Mas a grande obra de Mises não estava destinada a ficar soterrada para sempre por esse silêncio ensurdecedor. Nas décadas de 1960 e 1970, jovens estudantes e professores começavam a descobrir a obra de Mises e a reconhecer o incrível frescor de suas ideias. Os economistas — ou ao menos alguns mestrandos mais independentes e ousados — estavam ao mesmo tempo começando a se dar conta da tediosa irrelevância de muito daquilo que se ensinava na pós-graduação dos departamentos mainstream. A queda da economia keynesiana nas últimas décadas do século XX levou a uma atenção renovada para os fundamentos da microeconomia. Em Ação humana, cada vez mais jovens acadêmicos redescobriam ideias que lhes permitiam entender o mundo complexo que a ciência econômica supostamente deveria ajudar a entender. A queda da União Soviética concentrou a atenção nas profundas verdades sobre o socialismo que estavam nos fundamentos misesianos. Aquela queda mostrou a muitos que o lado mainstream da profissão, que por décadas defendera a possibilidade de eficiência econômica socialista e tratara com desprezo aqueles que questionavam essa possibilidade, estava simples e infamemente errado.

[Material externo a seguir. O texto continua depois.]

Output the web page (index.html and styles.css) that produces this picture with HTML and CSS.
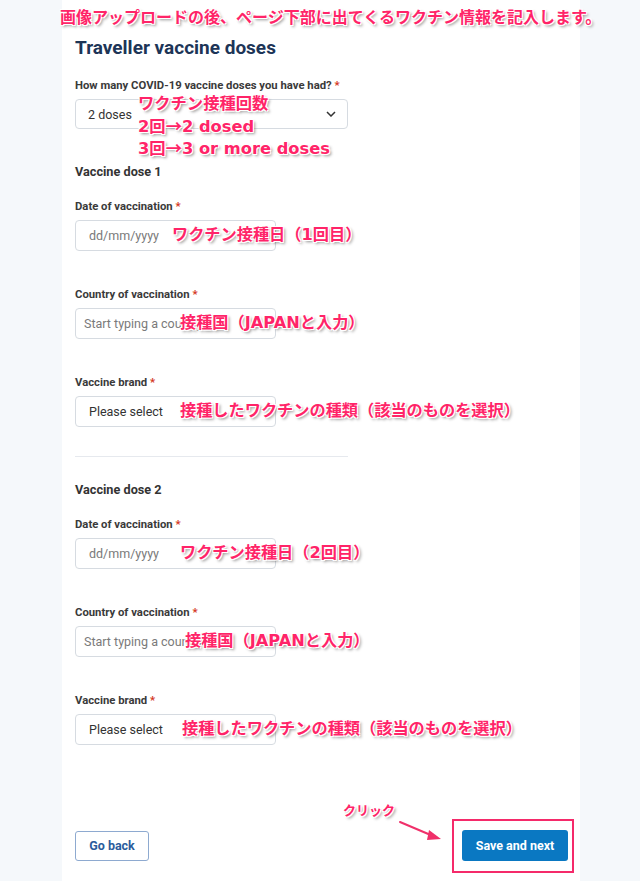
FILE: index.html
```html
<!DOCTYPE html>
<html lang="en">
<head>
<meta charset="utf-8">
<title>Traveller vaccine doses</title>
<link rel="stylesheet" href="styles.css">
</head>
<body>
<div class="page">
  <p class="note note-top">画像アップロードの後、ページ下部に出てくるワクチン情報を記入します。</p>
  <main class="card">
    <h1 class="title">Traveller vaccine doses</h1>

    <div class="field field-count">
      <label class="label">How many COVID-19 vaccine doses you have had? <span class="req">*</span></label>
      <div class="select">
        <span>2 doses</span>
        <svg class="chev" width="10" height="6" viewBox="0 0 10 6"><path d="M1 1l4 4 4-4" fill="none" stroke="#333" stroke-width="1.5"/></svg>
      </div>
      <p class="note note-count">ワクチン接種回数<br>2回<span class="jp-arrow">→</span>2 dosed<br>3回<span class="jp-arrow">→</span>3 or more doses</p>
    </div>

    <section class="dose">
      <h2 class="dose-title">Vaccine dose 1</h2>
      <div class="field">
        <label class="label">Date of vaccination <span class="req">*</span></label>
        <div class="input placeholder">dd/mm/yyyy</div>
        <p class="note note-date1">ワクチン接種日（1回目）</p>
      </div>
      <div class="field field-gap">
        <label class="label">Country of vaccination <span class="req">*</span></label>
        <div class="input input-country placeholder">Start typing a country</div>
        <p class="note note-c1">接種国（JAPANと入力）</p>
      </div>
      <div class="field field-gap">
        <label class="label">Vaccine brand <span class="req">*</span></label>
        <div class="input value">Please select</div>
        <p class="note note-c1">接種したワクチンの種類（該当のものを選択）</p>
      </div>
    </section>

    <hr class="divider">

    <section class="dose dose-2">
      <h2 class="dose-title">Vaccine dose 2</h2>
      <div class="field">
        <label class="label">Date of vaccination <span class="req">*</span></label>
        <div class="input placeholder">dd/mm/yyyy</div>
        <p class="note note-c1">ワクチン接種日（2回目）</p>
      </div>
      <div class="field field-gap">
        <label class="label">Country of vaccination <span class="req">*</span></label>
        <div class="input input-country placeholder">Start typing a country</div>
        <p class="note note-c2">接種国（JAPANと入力）</p>
      </div>
      <div class="field field-gap">
        <label class="label">Vaccine brand <span class="req">*</span></label>
        <div class="input value">Please select</div>
        <p class="note note-b2">接種したワクチンの種類（該当のものを選択）</p>
      </div>
    </section>

    <div class="actions">
      <button class="btn btn-secondary" type="button">Go back</button>
      <button class="btn btn-primary" type="button">Save and next</button>
    </div>
  </main>

  <span class="highlight"></span>
  <p class="note note-click">クリック</p>
  <svg class="arrow" width="50" height="26" viewBox="0 0 50 26">
    <path d="M1 2 L34 16" stroke="#f0306a" stroke-width="2" stroke-linecap="round"/>
    <path d="M30 10 L42 19 L28 20 Z" fill="#f0306a"/>
  </svg>
</div>
</body>
</html>
```

FILE: styles.css
```css
* { box-sizing: border-box; }

body {
  margin: 0;
  background: #f5f8fb;
  font-family: Roboto, "Liberation Sans", sans-serif;
  color: #333;
}

.page {
  position: relative;
  width: 640px;
  min-height: 881px;
}

.card {
  margin-left: 62px;
  width: 518px;
  min-height: 881px;
  background: #fff;
  padding: 36px 12px 0 13px;
}

.title {
  margin: 0;
  font-size: 19px;
  line-height: 24px;
  font-weight: 700;
  color: #1d3557;
}

.field { position: relative; }
.field-count { margin-top: 19px; }
.field-gap { margin-top: 37px; }

.label {
  display: block;
  font-size: 11.3px;
  line-height: 14px;
  font-weight: 700;
  color: #3a3a3a;
  margin-bottom: 6px;
}

.req { color: #d4351c; }

.select {
  width: 273px;
  height: 30px;
  border: 1px solid #d6dbe1;
  border-radius: 4px;
  display: flex;
  align-items: center;
  justify-content: space-between;
  padding: 0 11px 0 12px;
  font-size: 12.5px;
  color: #333;
}

.input {
  width: 201px;
  height: 31px;
  border: 1px solid #d6dbe1;
  border-radius: 4px;
  display: flex;
  align-items: center;
  padding: 0 12px 0 13px;
  font-size: 12.5px;
  white-space: nowrap;
  overflow: hidden;
}

.input-country { padding-left: 8px; }
.placeholder { color: #7a7a7a; }
.value { color: #333; }

.dose { margin-top: 35px; }
.dose-2 { margin-top: 25px; }

.dose-title {
  margin: 0 0 20px;
  font-size: 12.7px;
  line-height: 16px;
  font-weight: 700;
  color: #333;
}

.divider {
  margin: 29px 0 0;
  width: 273px;
  height: 1px;
  border: 0;
  background: #e6e9ee;
}

.actions {
  margin-top: 85px;
  display: flex;
  justify-content: space-between;
  align-items: center;
}

.btn {
  font-family: Roboto, "Liberation Sans", sans-serif;
  font-size: 12.5px;
  font-weight: 700;
  border-radius: 3px;
  cursor: pointer;
}

.btn-secondary {
  width: 74px;
  height: 30px;
  background: #fff;
  border: 1px solid #8eaad0;
  color: #2b5c9c;
}

.btn-primary {
  width: 106px;
  height: 31px;
  background: #0a78c2;
  border: 0;
  color: #fff;
}

/* pink annotations */
.note {
  position: absolute;
  margin: 0;
  font-family: "DejaVu Sans", "Noto Sans CJK JP", sans-serif;
  font-weight: 700;
  font-size: 16.2px;
  line-height: 20px;
  color: #ff2468;
  white-space: nowrap;
  text-shadow:
    -1px -1px 0 #fff, 1px -1px 0 #fff, -1px 1px 0 #fff, 1px 1px 0 #fff,
    2px 2px 3px rgba(0, 0, 0, 0.45);
}

.jp-arrow { font-family: "Noto Sans CJK JP", sans-serif; }

.note-top { left: 60px; top: 8px; font-size: 16px; }
.note-count { left: 63px; top: 14px; font-size: 16.3px; line-height: 21.5px; }
.note-date1 { left: 97px; top: 25px; }
.note-c1 { left: 105px; top: 25px; }
.note-c2 { left: 110px; top: 25px; }
.note-b2 { left: 107px; top: 25px; }
.note-click { left: 343px; top: 801px; font-size: 13px; }

.highlight {
  position: absolute;
  left: 452px;
  top: 819px;
  width: 122px;
  height: 54px;
  border: 2px solid #f52a6a;
}

.arrow {
  position: absolute;
  left: 399px;
  top: 820px;
}
```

O modesto renascimento do interesse pela tradição da economia austríaca nas últimas quatro décadas destacou, na minha opinião, o drama intrínseco à primeira publicação de Ação Humana. Essa obra era o manifesto corajoso de um acadêmico de integridade incorruptível que, perto da sétima década de sua vida, ofereceu uma articulação formidavelmente nova das verdades econômicas. Que essa obra tenha sido ignorada por décadas e só depois tenha recebido reconhecimento (ainda que modesto) é algo que aumenta o drama intelectual desse episódio do desenvolvimento do pensamento econômico do século XX. A especulação a respeito da futura influência que essa grande obra ainda exercerá apenas aumenta a excitação provocada pelo drama.